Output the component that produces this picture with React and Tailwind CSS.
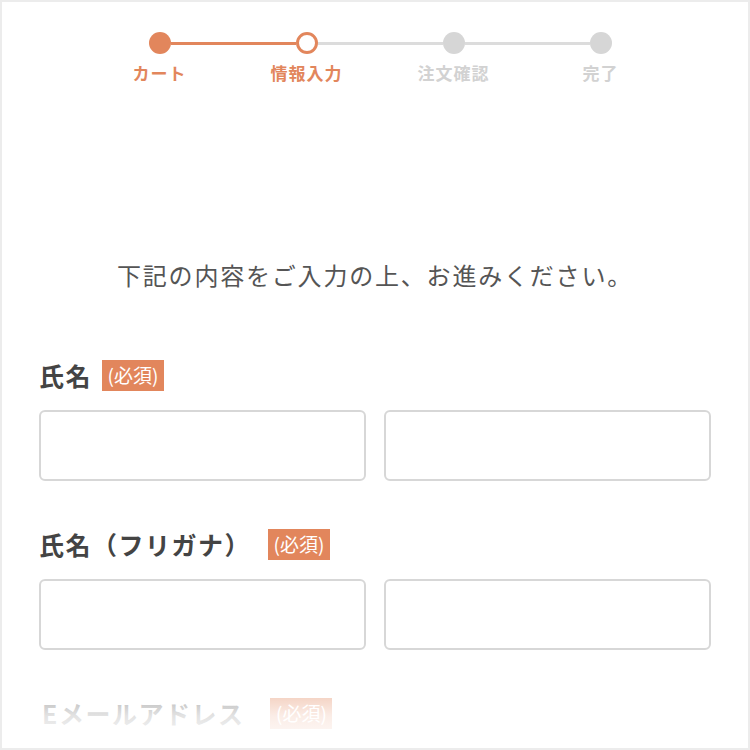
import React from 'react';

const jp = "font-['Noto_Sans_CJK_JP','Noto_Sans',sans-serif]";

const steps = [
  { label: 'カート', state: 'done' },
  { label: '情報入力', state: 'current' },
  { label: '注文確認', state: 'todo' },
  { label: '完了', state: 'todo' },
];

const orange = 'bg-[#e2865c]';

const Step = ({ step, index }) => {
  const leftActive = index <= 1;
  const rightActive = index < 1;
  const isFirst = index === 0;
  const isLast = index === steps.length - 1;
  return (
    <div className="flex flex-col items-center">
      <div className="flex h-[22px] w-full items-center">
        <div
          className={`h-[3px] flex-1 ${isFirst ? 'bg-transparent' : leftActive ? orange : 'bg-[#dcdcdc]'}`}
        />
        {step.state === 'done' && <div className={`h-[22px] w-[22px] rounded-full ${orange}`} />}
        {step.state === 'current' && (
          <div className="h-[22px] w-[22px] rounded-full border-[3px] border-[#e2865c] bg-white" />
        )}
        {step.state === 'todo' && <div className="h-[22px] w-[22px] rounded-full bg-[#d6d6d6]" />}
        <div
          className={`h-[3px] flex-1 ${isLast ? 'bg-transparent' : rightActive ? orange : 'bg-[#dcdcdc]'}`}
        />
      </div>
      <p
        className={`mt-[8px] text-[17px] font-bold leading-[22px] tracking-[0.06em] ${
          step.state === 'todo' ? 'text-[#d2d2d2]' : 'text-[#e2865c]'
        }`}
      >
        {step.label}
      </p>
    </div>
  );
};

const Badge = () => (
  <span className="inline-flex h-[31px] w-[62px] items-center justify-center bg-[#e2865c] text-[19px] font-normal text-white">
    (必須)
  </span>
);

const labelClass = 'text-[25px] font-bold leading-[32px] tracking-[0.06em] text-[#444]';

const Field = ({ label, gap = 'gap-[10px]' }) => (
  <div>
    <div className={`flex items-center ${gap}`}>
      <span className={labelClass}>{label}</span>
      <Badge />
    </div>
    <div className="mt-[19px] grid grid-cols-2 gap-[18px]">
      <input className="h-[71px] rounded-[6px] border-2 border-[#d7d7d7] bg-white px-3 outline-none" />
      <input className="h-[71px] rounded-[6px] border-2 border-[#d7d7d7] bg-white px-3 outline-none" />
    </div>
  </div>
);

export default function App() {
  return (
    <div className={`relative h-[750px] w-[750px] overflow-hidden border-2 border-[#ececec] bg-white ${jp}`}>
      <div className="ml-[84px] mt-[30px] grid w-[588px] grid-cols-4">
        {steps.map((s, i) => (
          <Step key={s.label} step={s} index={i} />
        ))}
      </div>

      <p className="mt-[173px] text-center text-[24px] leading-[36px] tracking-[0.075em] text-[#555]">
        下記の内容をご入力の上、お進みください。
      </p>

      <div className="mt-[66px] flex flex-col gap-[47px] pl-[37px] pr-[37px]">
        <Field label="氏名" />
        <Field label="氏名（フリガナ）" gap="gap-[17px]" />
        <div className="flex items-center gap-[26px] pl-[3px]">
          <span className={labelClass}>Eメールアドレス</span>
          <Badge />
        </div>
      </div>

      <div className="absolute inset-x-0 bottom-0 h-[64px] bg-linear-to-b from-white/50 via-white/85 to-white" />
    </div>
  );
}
##############################
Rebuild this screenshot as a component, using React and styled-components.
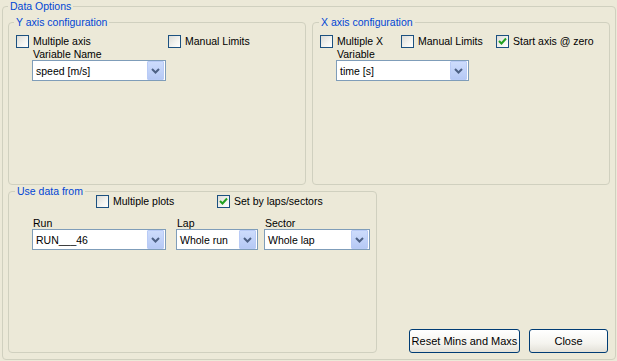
##############################
:: Task goal ::
Look above for the line with "Output the component" and the line with "const orange = 'bg-[#e2865c]';"; set down those two lines and all lines between them exactly, without pictures and without anything else.

:: Response to this task ::
Output the component that produces this picture with React and Tailwind CSS.
import React from 'react';

const jp = "font-['Noto_Sans_CJK_JP','Noto_Sans',sans-serif]";

const steps = [
  { label: 'カート', state: 'done' },
  { label: '情報入力', state: 'current' },
  { label: '注文確認', state: 'todo' },
  { label: '完了', state: 'todo' },
];

const orange = 'bg-[#e2865c]';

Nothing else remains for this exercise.